Au lieu de chercher à mettre en scène ces Cantates en bloc, peut-être aurait-il été plus intéressant de tenter une sorte de pasticcio, en confiant à un spécialiste un véritable travail d’exploration et d’adaptation d’extraits de l’œuvre vocal de Bach sur un nouveau livret. Mais il aurait fallu pour cela d’avantage d’audace, et peut-être le courage d’assumer des libertés avec la lettre dont de toute façon le présent spectacle, même s’il ne l’avoue nulle part, n’est pas exempt (le Trio final de la très intimiste Cantate du café n’a jamais été écrit, qu’on sache, pour un ensemble choral, et l’on est fort surpris par un court récitatif explicatif du ténor entre les Nos 1 et 2 de la BWV 213, qui sort d’où on voudra mais certainement pas de cette œuvre là).

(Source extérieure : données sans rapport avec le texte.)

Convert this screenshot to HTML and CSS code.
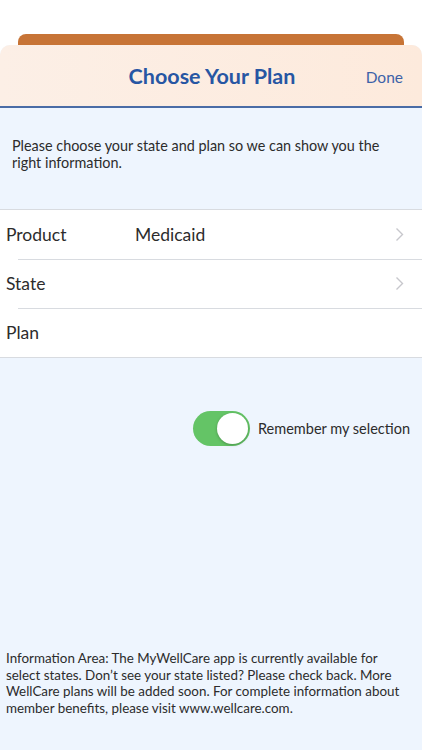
FILE: index.html
```html
<!DOCTYPE html>
<html lang="en">
<head>
    <meta charset="UTF-8">
    <meta name="viewport" content="width=device-width, initial-scale=1.0">
    <title>Choose Your Plan</title>
    <link rel="stylesheet" href="styles.css">
</head>
<body>
    <div class="top-space"></div>
    <div class="sheet-tab"></div>
    <div class="sheet">
        <header class="nav-bar">
            <h1>Choose Your Plan</h1>
            <span class="done">Done</span>
        </header>
        <p class="intro">Please choose your state and plan so we can show you the right information.</p>
        <ul class="table">
            <li class="row">
                <span class="row-label">Product</span>
                <span class="row-value">Medicaid</span>
                <svg class="chevron" width="9" height="15" viewBox="0 0 9 15"><path d="M1.5 1.5 L7.5 7.5 L1.5 13.5" fill="none" stroke="#c7c7cc" stroke-width="1.4"/></svg>
            </li>
            <li class="row">
                <span class="row-label">State</span>
                <span class="row-value"></span>
                <svg class="chevron" width="9" height="15" viewBox="0 0 9 15"><path d="M1.5 1.5 L7.5 7.5 L1.5 13.5" fill="none" stroke="#c7c7cc" stroke-width="1.4"/></svg>
            </li>
            <li class="row">
                <span class="row-label">Plan</span>
            </li>
        </ul>
        <div class="remember">
            <span class="switch"><span class="knob"></span></span>
            <span class="remember-label">Remember my selection</span>
        </div>
        <p class="info">Information Area: The MyWellCare app is currently available for select states. Don’t see your state listed? Please check back. More WellCare plans will be added soon. For complete information about member benefits, please visit www.wellcare.com.</p>
    </div>
</body>
</html>
```

FILE: styles.css
```css
body {
    margin: 0;
    font-family: Lato, "Open Sans", sans-serif;
    background-color: #ffffff;
    color: #333;
    width: 422px;
    height: 750px;
    overflow: hidden;
}
.top-space {
    height: 34px;
}
.sheet-tab {
    margin: 0 18px;
    height: 14px;
    background-color: #c77436;
    border-radius: 8px 8px 0 0;
}
.sheet {
    margin-top: -3px;
    background-color: #eef5fe;
    border-radius: 10px 10px 0 0;
    height: 705px;
    display: flex;
    flex-direction: column;
}
.nav-bar {
    height: 61px;
    display: flex;
    align-items: center;
    justify-content: center;
    position: relative;
    background: linear-gradient(90deg, #fcefe6 0%, #fdeadc 100%);
    border-radius: 10px 10px 0 0;
    border-bottom: 2px solid #4a6ca6;
}
.nav-bar h1 {
    margin: 0 0 0 2px;
    font-size: 21.5px;
    font-weight: 700;
    color: #2756a3;
}
.done {
    position: absolute;
    right: 19px;
    top: 23px;
    font-size: 15.5px;
    color: #3c62a8;
}
.intro {
    margin: 29px 12px 0;
    font-size: 14.4px;
    line-height: 17px;
    color: #2c2c2c;
}
.table {
    list-style: none;
    margin: 38px 0 0;
    padding: 0;
    background-color: #ffffff;
    border-top: 1px solid #d8dbe0;
    border-bottom: 1px solid #d8dbe0;
}
.row {
    height: 49px;
    display: flex;
    align-items: center;
    padding-left: 6px;
    padding-right: 18px;
    position: relative;
}
.row + .row::before {
    content: "";
    position: absolute;
    left: 18px;
    right: 0;
    top: 0;
    border-top: 1px solid #d8dbe0;
}
.row-label {
    width: 129px;
    font-size: 17.5px;
    color: #2c2c2c;
}
.row-value {
    flex: 1;
    font-size: 17.5px;
    color: #2c2c2c;
}
.remember {
    margin-top: 53px;
    display: flex;
    align-items: center;
    justify-content: flex-end;
    padding-right: 12px;
    gap: 8px;
}
.switch {
    width: 57px;
    height: 35px;
    border-radius: 18px;
    background-color: #64c466;
    display: flex;
    align-items: center;
    justify-content: flex-end;
    padding: 0 2px;
    box-sizing: border-box;
}
.knob {
    width: 31px;
    height: 31px;
    border-radius: 50%;
    background-color: #ffffff;
    box-shadow: 0 1px 3px rgba(0,0,0,0.25);
}
.remember-label {
    font-size: 14.5px;
    color: #2c2c2c;
}
.info {
    margin: auto 14px 34px 6px;
    font-size: 13.4px;
    line-height: 16.4px;
    color: #2c2c2c;
}
```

Trève d’arguties. La production est bouclée en deux heures plutôt agréables, déséquilibrées par le massif très statique d’une Ode funèbre musicalement sublime mais difficile à habiter scéniquement, et gérée grâce à une série d’expédients qui en valent bien d’autres. Trop d’accessoires trop petits, qui ne sont identifiables qu’à la jumelle, trop de fugaces anachronismes contemporains qui paraissent futiles dans un spectacle par ailleurs picturalement très référencé (Vermeer, Gerard Dou, Fragonard, quelques costumes campagnards façon Brueghel...), trop de défaillances vocales d’une équipe jeune et sympathique mais déstabilisée par une écriture redoutable (Jerôme Varnier en fait tout particulièrement les frais, Kimmy Mac Laren s’en tire mieux, mais sa voix paraît fort menue, Christophe Dumaux utilise à bon escient d’intéressants moyens de falsettiste…), trop de couacs qui sortent d’une fosse où l’expressivité tous azimuts semble primer systématiquement sur la mise en place rythmique et la justesse.


Bref, Bach résiste à tout, y compris au zèle d’interprètes qu’il dépasse : si c’est là l’enseignement qu’on voulait nous laisser méditer, c’est réussi.